Among a visual onslaught of hellfire and inverted crosses, these unholy antiheroes arrive, flaunting their to-the-point appeal as they barrel through Repentless, The Antichrist and Disciple with lethal precision. This sets the tone for an hour-and-a-half that never loses momentum, captured by intimate camerawork and perfect sound mixing.
The video editing is overly erratic in these opening moments, initially failing to capture the grandeur of Slayer’s immense backdrop and pyrotechnics, but it mercifully mellows as the concert continues.
War Ensemble remains an ever-reliable highlight, appearing early in the evening to provide a jolt of sheer adrenaline. This is only accentuated by its introduction, in which frontman Tom Araya cuts through an ominous blackness with a cathartic, powerful roar. From there, it’s one volleying thrash classic after the next, with the odd newer deep cut emerging but still able to hold its own in terms of moshpit-aggravating energy.

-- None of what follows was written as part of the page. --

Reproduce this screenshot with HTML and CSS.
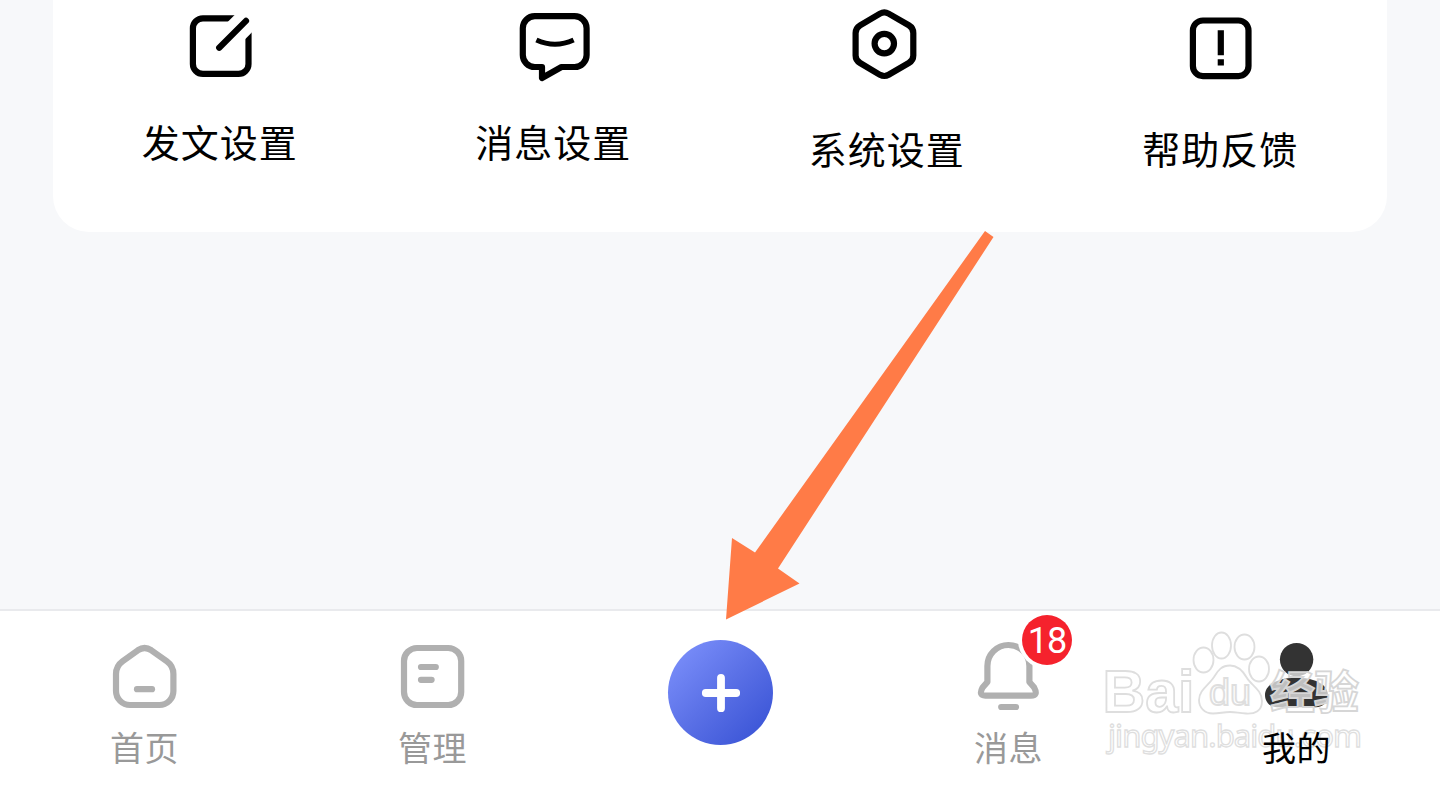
FILE: index.html
```
<!DOCTYPE html>
<html lang="zh-CN">
<head>
  <meta charset="UTF-8">
  <meta name="viewport" content="width=device-width, initial-scale=1.0">
  <title>我的</title>
  <link rel="stylesheet" href="styles.css">
</head>
<body>

<div class="page">
  <main class="content">
    <div class="card">
      <div class="tool">
        <svg class="icon" viewBox="0 0 80 80">
          <rect x="12.9" y="13.3" width="55.6" height="55.6" rx="10"/>
          <path class="gap" d="M36 46 L76 6"/>
          <path class="round" d="M39.2 42.7 L66 15.9"/>
        </svg>
        <span class="label">发文设置</span>
      </div>
      <div class="tool">
        <svg class="icon" viewBox="0 0 80 80">
          <path d="M21.8 11.2 H61.6 a12 12 0 0 1 12 12 V50 a12 12 0 0 1 -12 12 H48.5 L29 73 V62 H21.8 a12 12 0 0 1 -12 -12 V23.2 a12 12 0 0 1 12 -12 Z"/>
          <path class="smile" d="M23.4 35 Q42 43.5 60.6 35"/>
        </svg>
        <span class="label">消息设置</span>
      </div>
      <div class="tool low">
        <svg class="icon" viewBox="0 0 80 80">
          <path d="M33 8.6 Q37.3 6.2 41.6 8.6 L61.8 20.3 Q66.3 23 66.3 28 V50.4 Q66.3 55.4 61.8 58 L41.6 69.8 Q37.3 72.2 33 69.8 L13.1 58 Q8.6 55.4 8.6 50.4 V28 Q8.6 23 13.1 20.3 Z"/>
          <circle cx="37.3" cy="38.6" r="9.7"/>
        </svg>
        <span class="label">系统设置</span>
      </div>
      <div class="tool low">
        <svg class="icon" viewBox="0 0 80 80">
          <rect x="12.9" y="15.5" width="55.6" height="55.6" rx="10"/>
          <path d="M40.8 25.3 V50.3 M40.8 54.3 V60.6"/>
        </svg>
        <span class="label">帮助反馈</span>
      </div>
    </div>
  </main>

  <nav class="tabbar">
    <div class="tab">
      <svg class="icon" viewBox="0 0 80 80">
        <path d="M34 13.2 Q40.6 8.8 47.2 13.2 L62.8 24.2 Q69.4 29 69.4 37 V54 a14 14 0 0 1 -14 14 H26 a14 14 0 0 1 -14 -14 V37 Q12 29 18.6 24.2 Z"/>
        <path class="round" d="M33 52.2 H48"/>
      </svg>
      <span class="label">首页</span>
    </div>
    <div class="tab">
      <svg class="icon" viewBox="0 0 80 80">
        <rect x="12" y="11" width="57.2" height="57" rx="13"/>
        <path class="round" d="M29 30 H43.8 M29 42.8 H39.6"/>
      </svg>
      <span class="label">管理</span>
    </div>
    <div class="tab">
      <div class="add">
        <svg viewBox="0 0 40 40">
          <path d="M20 4.8 V35.2 M4.8 20 H35.2"/>
        </svg>
      </div>
    </div>
    <div class="tab">
      <svg class="icon" viewBox="0 0 80 80">
        <path d="M19.4 29 a21 21 0 0 1 42 0 V45 L66.2 50.6 Q70.5 58.6 63 58.6 H17.3 Q10.2 58.6 14.6 50.6 L19.4 45 Z"/>
        <path class="round" d="M33.2 70 H48"/>
      </svg>
      <span class="badge">18</span>
      <span class="label">消息</span>
    </div>
    <div class="tab active">
      <svg class="icon" viewBox="0 0 80 80">
        <circle cx="40.6" cy="22.6" r="16.7"/>
        <path d="M24 43 C32 40 49 40 57 43 C66 45.5 72 51 72 58 C72 65 67 70.2 60 70.2 H21 C14 70.2 9 65 9 58 C9 51 15 45.5 24 43 Z"/>
      </svg>
      <span class="label">我的</span>
    </div>
  </nav>

  <svg class="watermark" viewBox="0 0 290 170">
    <g class="paw">
      <ellipse cx="23.5" cy="50" rx="10" ry="12.5"/>
      <ellipse cx="41.5" cy="35.5" rx="9.5" ry="13"/>
      <ellipse cx="64.5" cy="37" rx="10" ry="12.5"/>
      <ellipse cx="79" cy="59" rx="10" ry="12.5"/>
      <path d="M50 55.5 C58 55.5 63 61 67 68 C71 75 82 80 82 91 C82 101 75 104 66 103.5 C58 103 56 102 50 102 C43 102 40 103.5 33 103.5 C24 103.5 19 97 19 90 C19 80 29 75 34 67 C38 60 42 55.5 50 55.5 Z"/>
    </g>
    <text class="baidu" x="12.5" y="101.5" textLength="92" lengthAdjust="spacingAndGlyphs">Bai</text>
    <text class="du" x="119" y="94.5" textLength="42" lengthAdjust="spacingAndGlyphs">du</text>
    <text class="exp" x="180" y="98.5" textLength="89">经验</text>
    <text class="url" x="18" y="136.5" textLength="254">jingyan.baidu.com</text>
  </svg>

  <svg class="arrow" viewBox="0 0 280 400">
    <polygon points="6,399.5 12,318 35,332.5 265,11 273.5,17 58,348.5 79.5,363.5"/>
  </svg>
</div>

</body>
</html>
```
FILE: styles.css
```
* {
  box-sizing: border-box;
}

body {
  margin: 0;
  font-family: "Noto Sans CJK SC", sans-serif;
  background-color: #f7f8fa;
}

.page {
  position: relative;
  display: flex;
  flex-direction: column;
  height: 786px;
  overflow: hidden;
}

.content {
  flex: 1;
  padding: 0 53px;
}

.card {
  display: grid;
  grid-template-columns: repeat(4, 1fr);
  height: 232px;
  padding-top: 5px;
  background-color: #fff;
  border-radius: 0 0 36px 36px;
}

.tool, .tab {
  display: flex;
  flex-direction: column;
  align-items: center;
}

.icon {
  display: block;
  width: 80px;
  height: 80px;
  fill: none;
  stroke: #000;
  stroke-width: 6.2;
  stroke-linejoin: round;
}

.icon .round {
  stroke-linecap: round;
}

.icon .gap {
  stroke: #fff;
  stroke-width: 24.5;
}

.icon .smile {
  stroke-width: 5;
}

.tool .label {
  margin-top: 31px;
  font-size: 38px;
  line-height: 50px;
  letter-spacing: 1px;
  color: #000;
}

.tool.low .label {
  margin-top: 38px;
}

.tabbar {
  display: grid;
  grid-template-columns: repeat(5, 1fr);
  height: 177px;
  padding-top: 26px;
  background-color: #fff;
  border-top: 2px solid #e9eaed;
}

.tab {
  position: relative;
}

.tab .icon {
  stroke: #b0b0b0;
}

.tab .label {
  margin-top: 7px;
  padding-left: 1px;
  font-size: 34px;
  line-height: 46px;
  letter-spacing: 0.5px;
  color: #999;
}

.tab.active .icon {
  fill: #333;
  stroke: none;
}

.tab.active .label {
  color: #000;
  z-index: 1;
}

.add {
  display: flex;
  align-items: center;
  justify-content: center;
  width: 105px;
  height: 105px;
  margin: 3px 0 0 1px;
  border-radius: 50%;
  background: linear-gradient(135deg, #7a8efa 8%, #5a70e6 50%, #3a54d6 92%);
}

.add svg {
  width: 40px;
  height: 40px;
  stroke: #fff;
  stroke-width: 7.8;
  stroke-linecap: round;
}

.badge {
  position: absolute;
  top: -22px;
  left: 158px;
  width: 50px;
  height: 50px;
  border-radius: 50%;
  background-color: #f5222d;
  box-shadow: 0 0 0 4px #fff;
  color: #fff;
  font-family: Roboto, sans-serif;
  font-size: 36px;
  line-height: 52px;
  letter-spacing: -1px;
  text-align: center;
}

/* site mark over the right end of the tab bar */
.watermark {
  position: absolute;
  top: 610px;
  left: 1090px;
  width: 290px;
  height: 170px;
  fill: rgba(255, 255, 255, 0.7);
  stroke: #dedede;
  stroke-width: 1.8;
}

.paw {
  transform: translateX(90px);
}

.watermark text {
  font-family: "Liberation Sans", "Noto Sans CJK SC", sans-serif;
}

.watermark .baidu {
  font-size: 60px;
  font-weight: bold;
}

.watermark .du {
  font-size: 36px;
}

.watermark .exp {
  stroke: #d6d6d6;
  font-size: 45px;
  font-weight: bold;
}

.watermark .url {
  font-family: "Noto Sans", sans-serif;
  font-size: 31px;
  stroke-width: 1.3;
}

.arrow {
  position: absolute;
  top: 220px;
  left: 720px;
  width: 280px;
  height: 400px;
  fill: #ff7b47;
}
```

Overall, The Repentless Killogy is an incredibly mixed bag. On the one hand, you have the film itself, which singlehandedly embodies every single stereotype held against heavy metal. It's unsympathetic, mindlessly violent, sloppily executed, male-orientated melodrama that spits in the face of the more open and diverse subculture that recent workhorses such as Venom Prison and Ithaca are ceaselessly grinding to cultivate.
On the other hand is the Slayer concert: a worthy tribute to a legendary band and to the power our genre can wield when standing on its own two feet without any interference.
The live portion of this release is worth the price of admission alone, but if you're looking for an amazing, violent revenge thriller with a decent soundtrack, stick John Wick on.